4. The read you resist usually points to what you need

Here is the part that makes this hard.

The reads we defer are rarely trivial. They tend to point toward something that matters, and what matters is not always what we wanted.

In research terms, goals that align with a person's developing values and interests draw more sustained effort and return more wellbeing when they are reached; goals pursued out of pressure or obligation return less of both (Sheldon & Elliot, 1999).

In practical terms, the read you keep overriding is often the one that fits you. The move toward what you need. Which is exactly why it is uncomfortable.

What you want is usually easier to justify. What you need can ask you to give something up: a role, an identity, a fantasy, a familiar form of usefulness, or the version of competence that has been keeping you approved.

There is also a decision-science angle here, though it is emerging rather than settled. In everyday decisions, especially those without one objectively correct answer, intuitive processing can be associated with greater satisfaction and positive affect. One recent doctoral study found that intuitive decision processes predicted satisfaction and happiness across several everyday choice contexts, while interoceptive confusion was negatively associated with satisfaction (Gregory, 2023).

That does not mean intuition is always accurate.

 

It means that in decisions where the "right" answer cannot be fully calculated, the ability to recognise your own internal information matters.

 

There is a cost to overriding that information, too.

Living out of step with your own sense of yourself, what researchers call self-alienation, is associated with lower wellbeing and lower self-esteem (Wood et al., 2008). And over a longer arc, the regrets that endure are often regrets of inaction. When people look back across a life, they tend to regret what they did not do, and that regret does not fade the way the sting of a wrong action often does (Gilovich & Medvec, 1995).

Of course, not every read you set aside will haunt you. Some are wistful at most (Gilovich, Medvec & Kahneman, 1998).

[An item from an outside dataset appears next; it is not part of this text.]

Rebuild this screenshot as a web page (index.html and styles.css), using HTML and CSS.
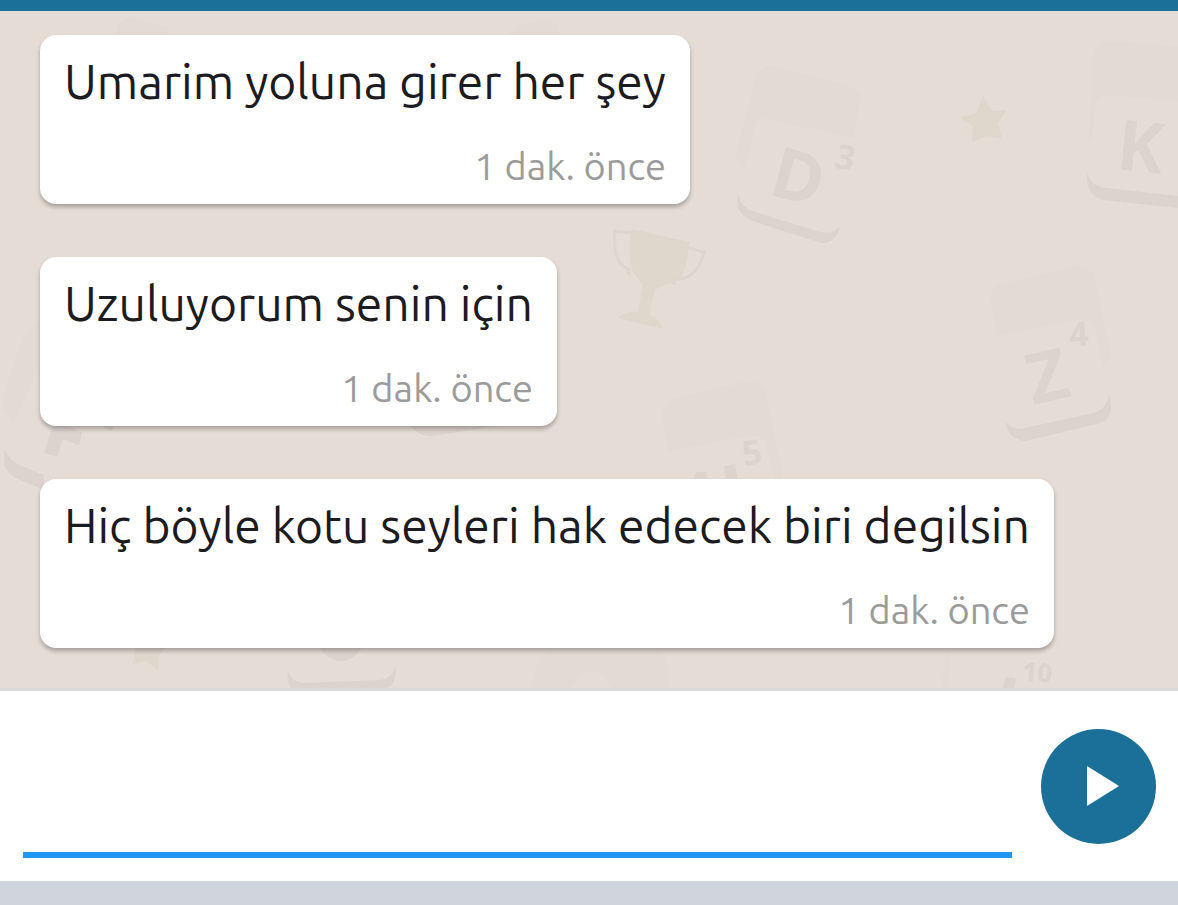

Some are immature, or contaminated by fear, fatigue, resentment, or an old memory trying to steer the present.

The reads that do cost you are the ones that were truly yours, the ones that keep returning even when you are settled and calm.


 

5. Sometimes the move is to stay still

In practice, I do not assume that honouring a read always means doing something. Sometimes it does.

Sometimes the read is asking for the opposite: to stop, to stay still, to quit filling the space with motion. For some people and situations, stillness is the hardest action there is.

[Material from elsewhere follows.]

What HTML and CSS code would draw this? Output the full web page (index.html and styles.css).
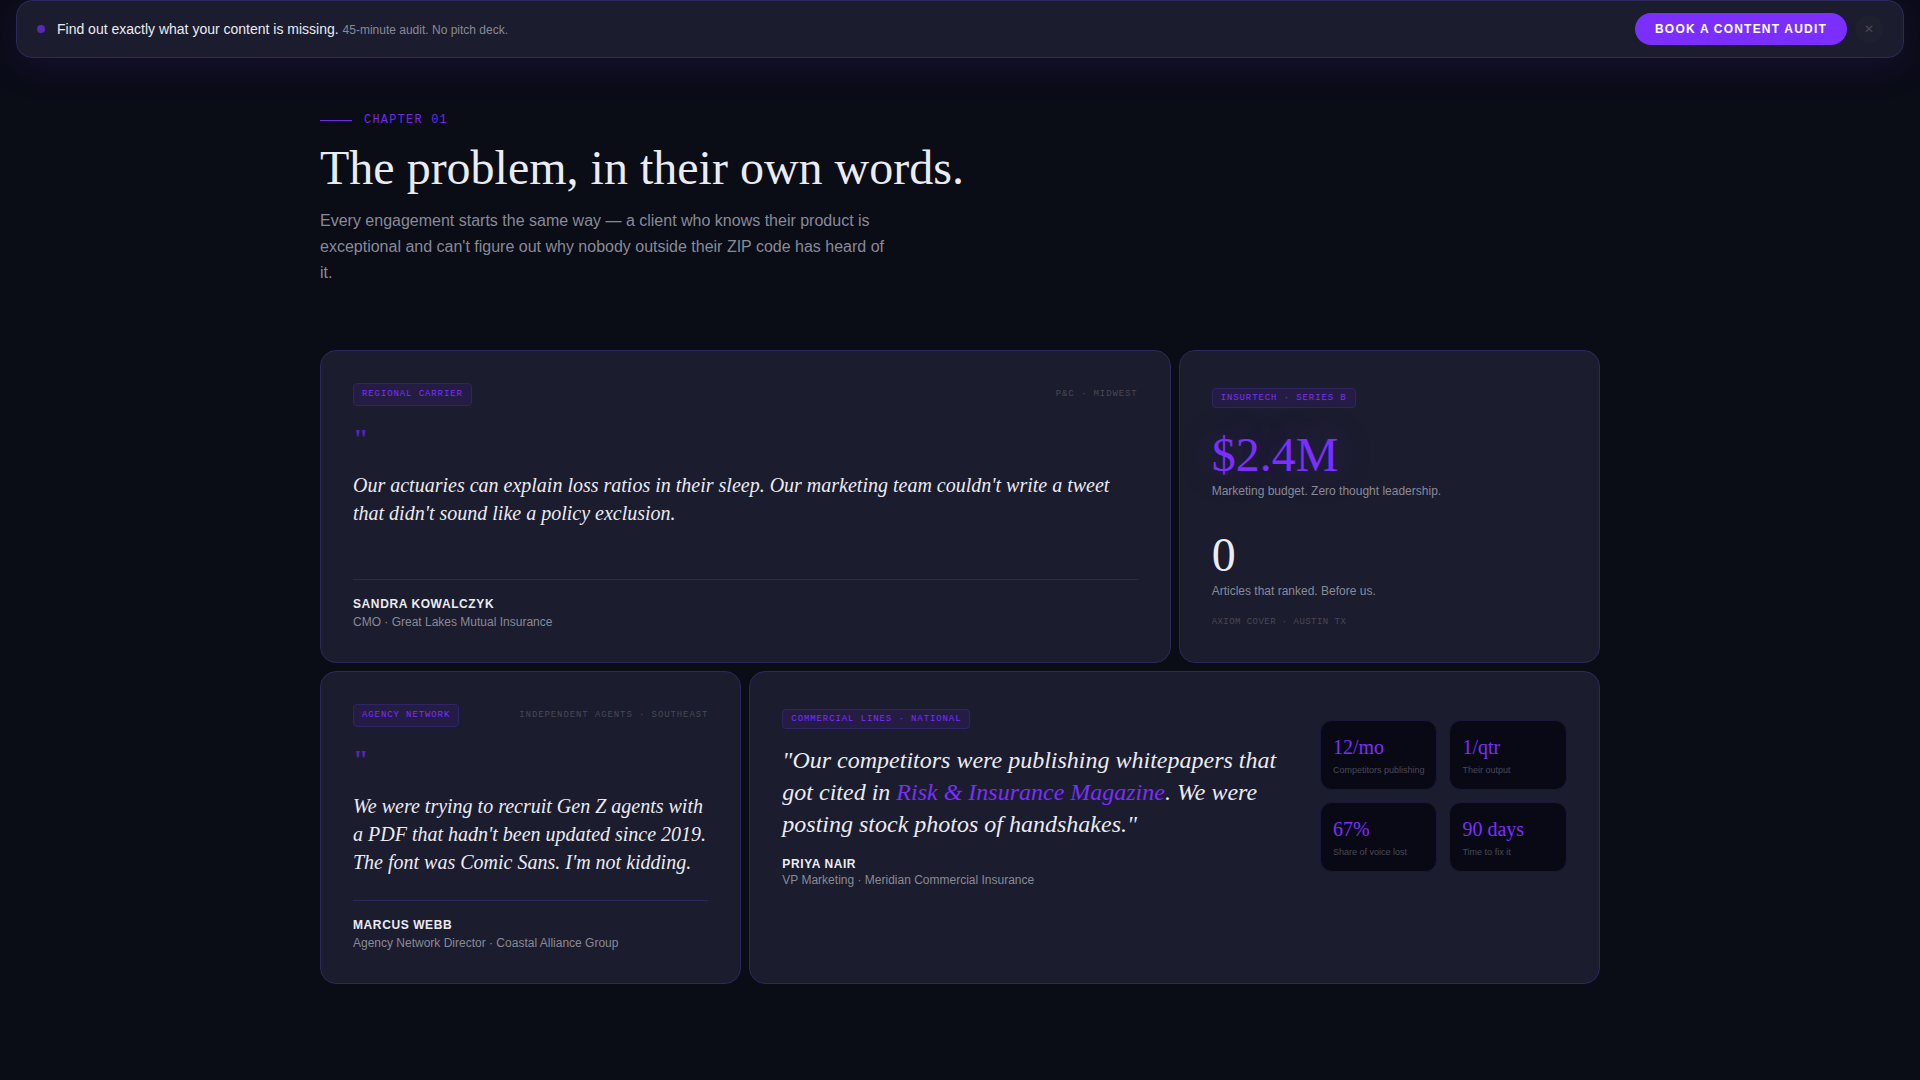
FILE: index.html
```html
<!DOCTYPE html>
<html lang="en">
<head>
<meta charset="utf-8">
<meta name="viewport" content="width=device-width, initial-scale=1">
<title>Chapter 01 — The problem, in their own words</title>
<link rel="stylesheet" href="styles.css">
</head>
<body>
<aside class="banner">
  <span class="banner-dot"></span>
  <p class="banner-text">Find out exactly what your content is missing. <span class="banner-note">45-minute audit. No pitch deck.</span></p>
  <div class="banner-actions">
    <button class="banner-cta" type="button">Book a content audit</button>
    <button class="banner-close" type="button" aria-label="Dismiss">✕</button>
  </div>
</aside>

<main class="section">
  <header class="intro">
    <div class="chapter">Chapter 01</div>
    <h1 class="title">The problem, in their own words.</h1>
    <p class="lead">Every engagement starts the same way — a client who knows their product is exceptional and can't figure out why nobody outside their ZIP code has heard of it.</p>
  </header>

  <div class="bento">
    <article class="card card-wide">
      <div class="card-head">
        <span class="tag">Regional carrier</span>
        <span class="meta">P&amp;C · Midwest</span>
      </div>
      <div class="mark" aria-hidden="true">"</div>
      <blockquote class="quote">Our actuaries can explain loss ratios in their sleep. Our marketing team couldn't write a tweet that didn't sound like a policy exclusion.</blockquote>
      <footer class="byline">
        <div class="name">Sandra Kowalczyk</div>
        <div class="role">CMO · Great Lakes Mutual Insurance</div>
      </footer>
    </article>

    <article class="card">
      <div class="tag-line"><span class="tag">Insurtech · Series B</span></div>
      <div class="figure">
        <div class="figure-value figure-glow">$2.4M</div>
        <div class="figure-label">Marketing budget. Zero thought leadership.</div>
      </div>
      <div class="figure figure-next">
        <div class="figure-value">0</div>
        <div class="figure-label">Articles that ranked. Before us.</div>
      </div>
      <div class="meta meta-foot">Axiom Cover · Austin TX</div>
    </article>

    <article class="card">
      <div class="card-head">
        <span class="tag">Agency network</span>
        <span class="meta">Independent agents · Southeast</span>
      </div>
      <div class="mark" aria-hidden="true">"</div>
      <blockquote class="quote">We were trying to recruit Gen Z agents with a PDF that hadn't been updated since 2019. The font was Comic Sans. I'm not kidding.</blockquote>
      <footer class="byline">
        <div class="name">Marcus Webb</div>
        <div class="role">Agency Network Director · Coastal Alliance Group</div>
      </footer>
    </article>

    <article class="card card-wide">
      <div class="feature">
        <div class="feature-body">
          <div class="tag-line"><span class="tag">Commercial lines · National</span></div>
          <blockquote class="quote quote-large">"Our competitors were publishing whitepapers that got cited in <em class="highlight">Risk &amp; Insurance Magazine</em>. We were posting stock photos of handshakes."</blockquote>
          <div class="name">Priya Nair</div>
          <div class="role role-tight">VP Marketing · Meridian Commercial Insurance</div>
        </div>
        <div class="stats">
          <div class="stat"><div class="stat-value">12/mo</div><div class="stat-label">Competitors publishing</div></div>
          <div class="stat"><div class="stat-value">1/qtr</div><div class="stat-label">Their output</div></div>
          <div class="stat"><div class="stat-value">67%</div><div class="stat-label">Share of voice lost</div></div>
          <div class="stat"><div class="stat-value">90 days</div><div class="stat-label">Time to fix it</div></div>
        </div>
      </div>
    </article>
  </div>
</main>
</body>
</html>
```
FILE: styles.css
```css
:root {
  --bg: #0a0c16;
  --surface: #1b1c2d;
  --line: #2d285c;
  --accent: #7b2fff;
  --text: #ebebf2;
  --muted: #888a98;
  --dim: #484956;
  --sans: "Liberation Sans", Arial, sans-serif;
  --serif: "Liberation Serif", "Times New Roman", serif;
  --mono: "Liberation Mono", "Courier New", monospace;
}

* { box-sizing: border-box; margin: 0; padding: 0; }

body {
  min-height: 100vh;
  background: var(--bg);
  color: var(--text);
  font-family: var(--sans);
  font-size: 16px;
  line-height: 24px;
}

/* Banner */
.banner {
  display: flex;
  align-items: center;
  gap: 12px;
  margin: 0 16px;
  padding: 12px 20px;
  background: var(--surface);
  border: 1px solid var(--line);
  border-radius: 16px;
  box-shadow: 0 8px 40px rgba(123, 47, 255, 0.12);
}
.banner-dot {
  width: 8px;
  height: 8px;
  border-radius: 50%;
  background: var(--accent);
  opacity: 0.65;
}
.banner-text { flex: 1; font-size: 14px; }
.banner-note { color: var(--muted); font-size: 12px; }
.banner-actions {
  display: flex;
  align-items: center;
  gap: 8px;
}
.banner-cta {
  height: 32px;
  padding: 0 20px;
  border: 0;
  border-radius: 16px;
  background: var(--accent);
  color: #fff;
  font: bold 12px/16px var(--sans);
  letter-spacing: 0.1em;
  text-transform: uppercase;
}
.banner-close {
  width: 28px;
  height: 28px;
  border: 0;
  border-radius: 50%;
  background: #1e1f2f;
  color: var(--dim);
  font: 12px/28px var(--sans);
}

/* Section heading */
.section {
  max-width: 1328px;
  margin: 0 auto;
  padding: 50px 24px 96px;
}
.intro { margin-bottom: 64px; }
.chapter {
  display: flex;
  align-items: center;
  gap: 12px;
  margin-bottom: 8px;
  color: var(--accent);
  font-family: var(--mono);
  font-size: 12px;
  letter-spacing: 0.1em;
  text-transform: uppercase;
  opacity: 0.9;
}
.chapter::before {
  content: "";
  width: 32px;
  height: 1px;
  background: var(--accent);
}
.title {
  margin-bottom: 12px;
  font-family: var(--serif);
  font-size: 48px;
  font-weight: 400;
  line-height: 56px;
}
.lead {
  max-width: 576px;
  color: var(--muted);
  line-height: 26px;
}

/* Card grid */
.bento {
  display: grid;
  grid-template-columns: repeat(3, minmax(0, 1fr));
  grid-auto-rows: 1fr;
  gap: 8px;
}
.card {
  display: flex;
  flex-direction: column;
  padding: 32px;
  background: var(--surface);
  border: 1px solid var(--line);
  border-radius: 16px;
}
.card-wide { grid-column: span 2; }
.card-head {
  display: flex;
  align-items: flex-start;
  justify-content: space-between;
  min-height: 24px;
  margin-bottom: 16px;
}
.tag, .meta {
  font-family: var(--mono);
  font-size: 9px;
  line-height: 13px;
  letter-spacing: 0.1em;
  text-transform: uppercase;
}
.tag {
  padding: 4px 8px;
  border: 1px solid #2f2466;
  border-radius: 4px;
  background: #251c43;
  color: var(--accent);
}
.meta { padding-top: 4px; line-height: 14px; color: var(--dim); }
.meta-foot {
  margin-top: 16px;
  padding-top: 0;
  letter-spacing: 0.05em;
}
.mark {
  margin-bottom: 16px;
  color: var(--accent);
  font-family: var(--serif);
  font-size: 28px;
  font-weight: 700;
  line-height: 32px;
  opacity: 0.6;
}
.quote {
  margin-bottom: 24px;
  font-family: var(--serif);
  font-size: 20px;
  font-style: italic;
  line-height: 28px;
}
.quote-large {
  margin: 16px 0;
  font-size: 24px;
  line-height: 32px;
}
.highlight { color: var(--accent); }
.byline {
  margin-top: auto;
  padding-top: 16px;
  border-top: 1px solid var(--line);
}
.name, .role, .figure-label {
  font-size: 12px;
  line-height: 16px;
}
.name {
  font-weight: 700;
  letter-spacing: 0.05em;
  text-transform: uppercase;
}
.role { margin-top: 2px; color: var(--muted); }
.role-tight { margin-top: 0; }

/* Figures */
.figure { margin-top: 24px; }
.figure-next { margin-top: 32px; }
.figure-value {
  font-family: var(--serif);
  font-size: 48px;
  line-height: 48px;
}
.figure-glow {
  color: var(--accent);
  text-shadow: 0 0 40px rgba(123, 47, 255, 0.3);
}
.figure-label { margin-top: 4px; color: var(--muted); }

/* Feature card */
.feature {
  display: grid;
  grid-template-columns: minmax(0, 1fr) auto;
  align-items: center;
  gap: 32px;
}
.stats {
  display: grid;
  grid-template-columns: 1fr 1fr;
  gap: 12px;
}
.stat {
  padding: 12px;
  border: 1px solid #1a1838;
  border-radius: 12px;
  background: #080914;
}
.stat-value {
  margin-bottom: 2px;
  color: var(--accent);
  font-family: var(--serif);
  font-size: 20px;
  line-height: 28px;
}
.stat-label {
  color: var(--dim);
  font-size: 9px;
  line-height: 14px;
}

@media (max-width: 900px) {
  .bento, .feature { grid-template-columns: minmax(0, 1fr); }
  .card-wide { grid-column: auto; }
}
```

This is one reason I do not rush clients from perception into action. If their read is real, it can usually tolerate being approached with precision. The first task is to understand what kind of movement it is asking for, before obeying anything.

 

I worked with a leader who had spent her life making things.

Always building. Fixing. Starting the next project. Moving the structure forward.

For her, the hard thing was staying still. When there was nothing to do, something in her would reach for the next task.

We practised stillness together, paired with a way to stay anchored so the stillness did not become overwhelming. That pairing is important. For someone whose system runs on motion, unstructured stillness can feel like freefall, so we built a floor under it first.

After our second session, she understood what the restlessness had been protecting her from. She was approaching the end of her career, and some part of her already knew she would have to redefine who she was without the building.

The constant motion had been a way to not hear that.

Inside that realisation sat another one, and it asked for a deeper stillness still: not only to stop, but to listen for who she was underneath the role.

Two sessions later, an image surfaced.

A wild wolf.

It arrived without explanation, the way these things sometimes do, and it returned her to something essential: the deepest sense of who she was and what she brought to the people around her.

The symbol itself was interesting. More interesting was the capacity to stay present long enough for the symbol to become usable information.

She had been avoiding the stillness because it was new, and it asked her to develop that capacity.

This is why I find one question more useful than "what should I do." Ask instead which discomfort you are avoiding: the one that comes with moving, or the one that comes with staying still. The body tends to know which, well before the reasons line up.


 

6. How to recognise the read that matters

Discernment is essential here.

A read worth honouring does not usually behave like an impulse. It may be uncomfortable, but it is not frantic. It may ask something difficult, and it still leaves your judgment intact.

It returns, whenever you wonder about the same thing.

It becomes clearer when you are settled, not only when you are upset. It points toward responsibility rather than escape. It often carries both relief and grief: relief because something in you recognises the truth, grief because the truth may require a loss.

It tends to have an organising quality.

Even before you act, naming it internally changes the structure. The mind may stop producing so many arguments, because the real issue has finally been acknowledged.

Fear, by contrast, often narrows the frame. It speaks in urgency, threat, and totalising language. It pushes for immediate relief. It wants the discomfort to stop.

A true read may also be uncomfortable, but it has more space around it. It does not always make life easier. What it offers is coherence: the direction gets cleaner, even when the path stays hard.


 

7. Nothing to fix this week

You are carrying more knowing than you have acted on. Most of us are.

It does not mean you are behind, weak, or failing some private test of decisiveness. It usually means a read is pointing somewhere that asks something real of you, and you have been giving yourself the time to meet it.

You do not have to move today. Only, do not make yourself unknow it again.

 

Until next Sunday,

Niina

 


References

  • Gilovich, T., & Medvec, V. H. (1995). The experience of regret: What, when, and why. Psychological Review, 102(2), 379–395.
  • Gregory, C. (2023). When and why intuition predicts decision satisfaction [Doctoral thesis, University of Surrey].
  • Sheeran, P., & Webb, T. L. (2016). The intention–behavior gap. Social and Personality Psychology Compass, 10(9), 503–518.
  • Sheldon, K. M., & Elliot, A. J. (1999). Goal striving, need satisfaction, and longitudinal well-being: The self-concordance model. Journal of Personality and Social Psychology, 76(3), 482–497.
  • Wood, A. M., Linley, P. A., Maltby, J., Baliousis, M., & Joseph, S. (2008). The authentic personality: A theoretical and empirical conceptualization and the development of the Authenticity Scale. Journal of Counseling Psychology, 55(3), 385–399.